TONAWANDA, N.Y. (WIVB-TV) – Town of Tonawanda Police are hoping to set the record straight regarding the arrest this summer of a young Black man at a Speedway store.

Assistant Chief Nicholas Bado says while the officers involved met probable cause to arrest Eric Martin based on the information they had at the time, in an ongoing effort to learn, reform, and grow, the department is seeing how they could have handled this differently.

“These are things that we’re looking to learn from and grow from moving forward and educate our officers to lead more in a manner that is in a de-escalation mindset,” Bado said.

On July 9, Eric Martin’s family says he went to cash in a winning lottery ticket at the Speedway at 535 Kenmore Avenue.

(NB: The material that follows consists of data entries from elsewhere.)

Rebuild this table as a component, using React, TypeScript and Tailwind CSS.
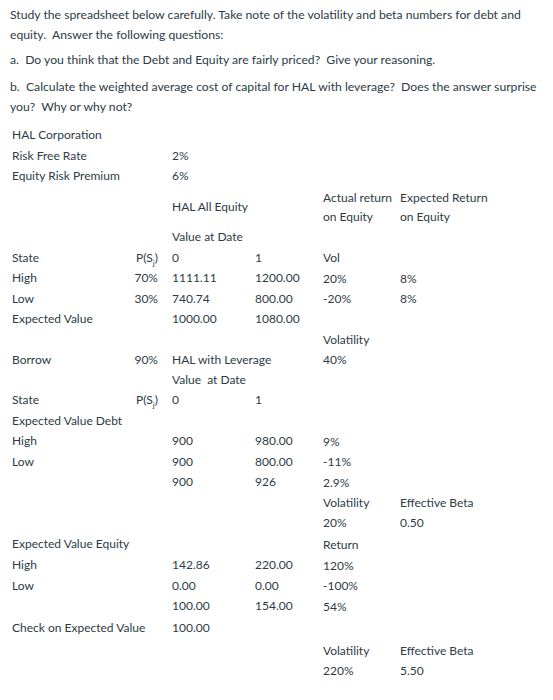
import React from "react";

type Cell = string | undefined;

// spreadsheet rows: [label, prob, date0, date1, colE, colF]
const rows: { cells: Cell[]; h?: string }[] = [
  { cells: ["HAL Corporation"] },
  { cells: ["Risk Free Rate", "", "2%"] },
  { cells: ["Equity Risk Premium", "", "6%"] },
  { cells: ["", "", "HAL All Equity", "", "Actual return\non Equity", "Expected Return\non Equity"], h: "h-[41px]" },
  { cells: ["", "", "Value at Date"] },
  { cells: ["State", "P(S)", "0", "1", "Vol"] },
  { cells: ["High", "70%", "1111.11", "1200.00", "20%", "8%"] },
  { cells: ["Low", "30%", "740.74", "800.00", "-20%", "8%"] },
  { cells: ["Expected Value", "", "1000.00", "1080.00"] },
  { cells: ["", "", "", "", "Volatility"] },
  { cells: ["Borrow", "90%", "HAL with Leverage", "", "40%"] },
  { cells: ["", "", "Value\u00a0 at Date"] },
  { cells: ["State", "P(S)", "0", "1"] },
  { cells: ["Expected Value Debt"] },
  { cells: ["High", "", "900", "980.00", "9%"] },
  { cells: ["Low", "", "900", "800.00", "-11%"] },
  { cells: ["", "", "900", "926", "2.9%"] },
  { cells: ["", "", "", "", "Volatility", "Effective Beta"] },
  { cells: ["", "", "", "", "20%", "0.50"] },
  { cells: ["Expected Value Equity", "", "", "", "Return"], h: "h-[22px]" },
  { cells: ["High", "", "142.86", "220.00", "120%"] },
  { cells: ["Low", "", "0.00", "0.00", "-100%"] },
  { cells: ["", "", "100.00", "154.00", "54%"] },
  { cells: ["Check on Expected Value", "", "100.00"], h: "h-[24px]" },
  { cells: ["", "", "", "", "Volatility", "Effective Beta"] },
  { cells: ["", "", "", "", "220%", "5.50"] },
];

function Prob({ text }: { text: string }) {
  if (text === "P(S)")
    return (
      <span>
        P(S<sub className="text-[8px] align-[-2px]">j</sub>)
      </span>
    );
  return <span>{text}</span>;
}

function Lines({ text }: { text?: string }) {
  if (!text) return null;
  return (
    <>
      {text.split("\n").map((l, i) => (
        <div key={i}>{l}</div>
      ))}
    </>
  );
}

export default function App() {
  return (
    <div className="bg-white w-[553px] h-[700px] overflow-hidden text-[#2d3b45] font-['Lato','Liberation_Sans',sans-serif]">
      <div className="pl-[10px] pt-[5px] text-[12.2px] leading-[20px] whitespace-nowrap">
        <p>
          Study the spreadsheet below carefully. Take note of the volatility and beta numbers for debt and
          <br />
          equity.&nbsp; Answer the following questions:
        </p>
        <p className="mt-[5px]">a.&nbsp; Do you think that the Debt and Equity are fairly priced?&nbsp; Give your reasoning.</p>
        <p className="mt-[7px]">
          b.&nbsp; Calculate the weighted average cost of capital for HAL with leverage?&nbsp; Does the answer surprise
          <br />
          you?&nbsp; Why or why not?
        </p>
      </div>

      <div className="mt-[8px] pl-[12px] text-[12px]">
        {rows.map((r, i) => {
          const [a, b, c, d, e, f] = r.cells;
          return (
            <div
              key={i}
              className={`grid grid-cols-[100px_46px_14px_83px_68px_77px_130px] items-center whitespace-nowrap ${r.h ?? "h-[20.4px]"}`}
            >
              <div>{a}</div>
              <div className="text-right">{b ? <Prob text={b} /> : null}</div>
              <div />
              <div>{c}</div>
              <div>{d}</div>
              <div className="leading-[19px]">
                <Lines text={e} />
              </div>
              <div className="leading-[19px]">
                <Lines text={f} />
              </div>
            </div>
          );
        })}
      </div>
    </div>
  );
}
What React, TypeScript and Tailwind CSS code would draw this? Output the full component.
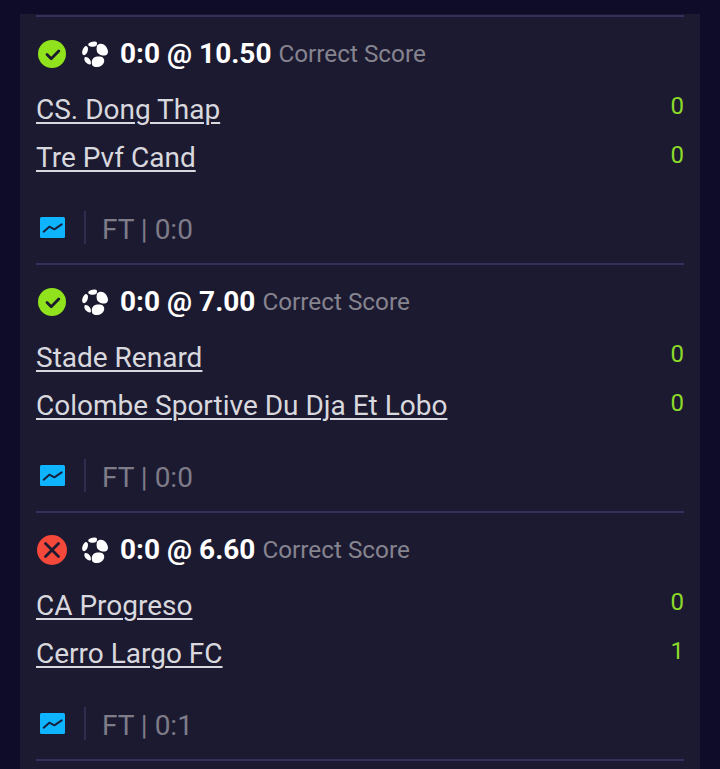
const MATCHES = [
  {
    status: "won",
    score: "0:0",
    odds: "10.50",
    home: "CS. Dong Thap",
    away: "Tre Pvf Cand",
    homeGoals: 0,
    awayGoals: 0,
    result: "FT | 0:0",
  },
  {
    status: "won",
    score: "0:0",
    odds: "7.00",
    home: "Stade Renard",
    away: "Colombe Sportive Du Dja Et Lobo",
    homeGoals: 0,
    awayGoals: 0,
    result: "FT | 0:0",
  },
  {
    status: "lost",
    score: "0:0",
    odds: "6.60",
    home: "CA Progreso",
    away: "Cerro Largo FC",
    homeGoals: 0,
    awayGoals: 1,
    result: "FT | 0:1",
  },
];

function StatusIcon({ status }: { status: string }) {
  if (status === "won") {
    return (
      <svg width="28" height="28" viewBox="0 0 28 28" className="shrink-0">
        <circle cx="14" cy="14" r="14" fill="#8fe21c" />
        <path d="M9 14.500l4.200 4.200L20.800 11" fill="none" stroke="#1c1a30" strokeWidth="2.800" strokeLinecap="round" strokeLinejoin="round" />
      </svg>
    );
  }
  return (
    <svg width="30" height="30" viewBox="0 0 30 30" className="shrink-0 -ml-px">
      <circle cx="15" cy="15" r="15" fill="#f4483a" />
      <path d="M8.500 8.500l13 13M21.500 8.500l-13 13" fill="none" stroke="#1c1a30" strokeWidth="2.800" strokeLinecap="round" />
    </svg>
  );
}

// football: five white patches around a dark centre
function BallIcon() {
  return (
    <svg width="26" height="26" viewBox="0 0 26 26" className="shrink-0" fill="#fff">
      <path d="M6.500 2.500C8.500.5 13.500-.2 14.800 1.200 15.500 3 14.500 5 12.500 5.600 10.500 6.200 7.800 5.600 6.500 4.500 6.200 3.800 6.200 3 6.500 2.500Z" />
      <path d="M15.300 4.300C16.500 2.300 19.500 2.200 21.800 3.500 24.500 5.200 26 8.500 26 11 25.800 13.300 24.500 14.500 22.500 14.600 19.800 14.700 16.500 13.500 15.300 11.500 14.300 9.500 14.300 6.200 15.300 4.300Z" />
      <path d="M3.300 5.200C4.800 4.800 5.900 6 6 7.800 6.100 10 5 13 3 14 1.500 14.500.3 13.800.2 12 0 9.800 1.500 6.200 3.300 5.200Z" />
      <path d="M3.200 16C4.800 15.500 6.800 16.800 8 18.700 9 20.500 9.300 22.500 8.500 23.300 7.500 24 5.500 23 4 21.500 2.500 20 1.500 17.500 3.200 16Z" />
      <path d="M11.500 17C14.200 15.200 18.800 15.200 20.800 16.600 22.500 18 22.700 20.500 21.300 22.700 19.700 25.300 15.500 26.500 12.800 26 10.600 25.500 9.800 23.800 9.800 21.800 9.800 19.800 10.300 18 11.500 17Z" />
    </svg>
  );
}

function ChartIcon() {
  return (
    <svg width="25" height="21" viewBox="0 0 25 21" className="shrink-0">
      <rect width="25" height="21" rx="1.500" fill="#0fb4ff" />
      <path d="M3.700 14.700 9.300 9.700 14.300 12.300 21.700 7.300" fill="none" stroke="#14213f" strokeWidth="2" strokeLinejoin="round" strokeLinecap="round" />
    </svg>
  );
}

function MatchCard({ match }: { match: (typeof MATCHES)[number] }) {
  return (
    <div className="h-[248px] border-b-2 border-[#332f58]">
      <div className="flex h-[74px] items-center">
        <div className="flex w-[33px] justify-start pl-[2px]">
          <StatusIcon status={match.status} />
        </div>
        <div className="ml-[13px]">
          <BallIcon />
        </div>
        <span className="ml-[12px] text-[28px] font-bold text-white">
          {match.score} @ {match.odds}
        </span>
        <span className="ml-[7px] text-[24.3px] text-[#85848f]">Correct Score</span>
      </div>
      <div className="mt-[-5px] flex h-[48px] items-center justify-between">
        <a className="text-[28px] text-[#d8d8de] underline underline-offset-[3px] decoration-[2px]">{match.home}</a>
        <span className="mb-[9px] text-[24px] text-[#8cd92a]">{match.homeGoals}</span>
      </div>
      <div className="flex h-[48px] items-center justify-between">
        <a className="text-[28px] text-[#d8d8de] underline underline-offset-[3px] decoration-[2px]">{match.away}</a>
        <span className="mb-[7px] text-[24px] text-[#8cd92a]">{match.awayGoals}</span>
      </div>
      <div className="mt-[22px] flex items-center">
        <div className="ml-[4px]">
          <ChartIcon />
        </div>
        <div className="ml-[19px] h-[33px] w-[2px] bg-[#2f2c4e]" />
        <span className="ml-[16px] mt-[5px] text-[28px] text-[#7d7c88]">{match.result}</span>
      </div>
    </div>
  );
}

export default function App() {
  return (
    <div className="h-[769px] overflow-hidden bg-[#0f0c29] px-[20px] pt-[14px] font-['Roboto',sans-serif]">
      <div className="h-[755px] bg-[#1c1a30] px-[16px]">
        <div className="border-b-2 border-[#332f58] h-[3px]" />
        {MATCHES.map((m) => (
          <MatchCard key={m.odds} match={m} />
        ))}
      </div>
    </div>
  );
}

The store manager called police to say the lottery ticket he was trying to cash was stolen, apparently believing it to have been stolen in a smash-and-grab burglary at the same Speedway the night before.

Town of Tonawanda Police responded, arresting him and charging him with criminal possession of stolen property. In police body camera video, officers repeatedly ask Martin to voluntarily go with them in a patrol car to the police station for questioning. Martin repeats that he will not go with them. The exchange grows tenser until four officers get Martin on the ground and handcuff him. They also charged him with resisting arrest.

Town of Tonawanda Police issued this press release on Thursday evening.

Martin’s family has publicly expressed outrage since this happened.

“As a father, to see that happen to my son – my son’s not a great kid, he’s a good kid. It’s just unreal,” Eric Martin Senior said about his son.

Days later, Tonawanda police say Speedway contacted their office to offer evidence that Martin legally purchased his ticket, and police quickly dropped the criminal charges against Martin. Police believe Speedway miscalculated its inventory from the burglary, incorrectly marking more lottery tickets as stolen than were actually taken.

Martin is still upset he was taken away in front of his kids.

“Mr. Martin was willing to drive to the police station. He didn’t want to get in the back of a police car,” said Martin’s attorney, John Feroleto, who said his client and his children have been hurt by this.

“He was uncomfortable with that, and I respect his feelings on that. So that’s when, again, I think there’s a lot of internal discussion over where we could have taken this, how the decision making came into play. What could we do better?” Assistant Chief Bado said.

Bado says two officers could face discipline for violating a coronavirus-related directive for the police chief, which advises officers not to take people into custody for alleged low-level crimes like the one this appeared to be. Bado said according to the departments collective bargaining agreement, discipline could range anywhere from a letter in the officers’ files to termination.

Bado also says this controversy has led to misinformation.

Martin’s father says his son was kicked, but Bado says that was a strategic tactic called the peroneal strike, which targets a nerve above the knee to loosen a person’s body and has no long-term lasting effects.

”We’re trying to better ourselves and our interactions with the public all the time, so this is really embarrassing for us to have a situation where misinformation, honestly, gets out makes a situation looks worse than it was,” Bado said. “I have empathy for what Eric Martin had to go through now knowing how it turned out, but some of the mis-characterizations from people who have rushed to judgement and used some hateful, provocative language, I don’t think that’s constructive, and that’s not who we are.”

Watch police body camera footage of the incident from beginning to end:

Assistant Chief Bado says the department has been working on reforming its policies and improving community outreach since late 2019, long before the nationwide calls from reform following the death of George Floyd. The Town of Tonawanda Police Department already has a contracted legal team, working with them on overhauling their manual with new policing policies.

Now, Martin’s supporters are protesting Speedway and turning attention there, because they believe the store manager profiled Martin.

Photo of protest, courtesy of Carmen Paul Cibella.

“We’re going to continue to come back until this store manager is removed,” said Charley H. Fisher III, a long time civil rights advocate and president of B.U.I.L.D. of Buffalo, Inc.

“We want an investigation. We want the DA and town to investigate this, not just to simply say that Eric Martin was innocent, we want an investigation into this store’s operations,” Fisher said.

News 4 has reached out to Speedway’s parent company Marathon about these incidents three times since Thursday late afternoon and has yet to hear back.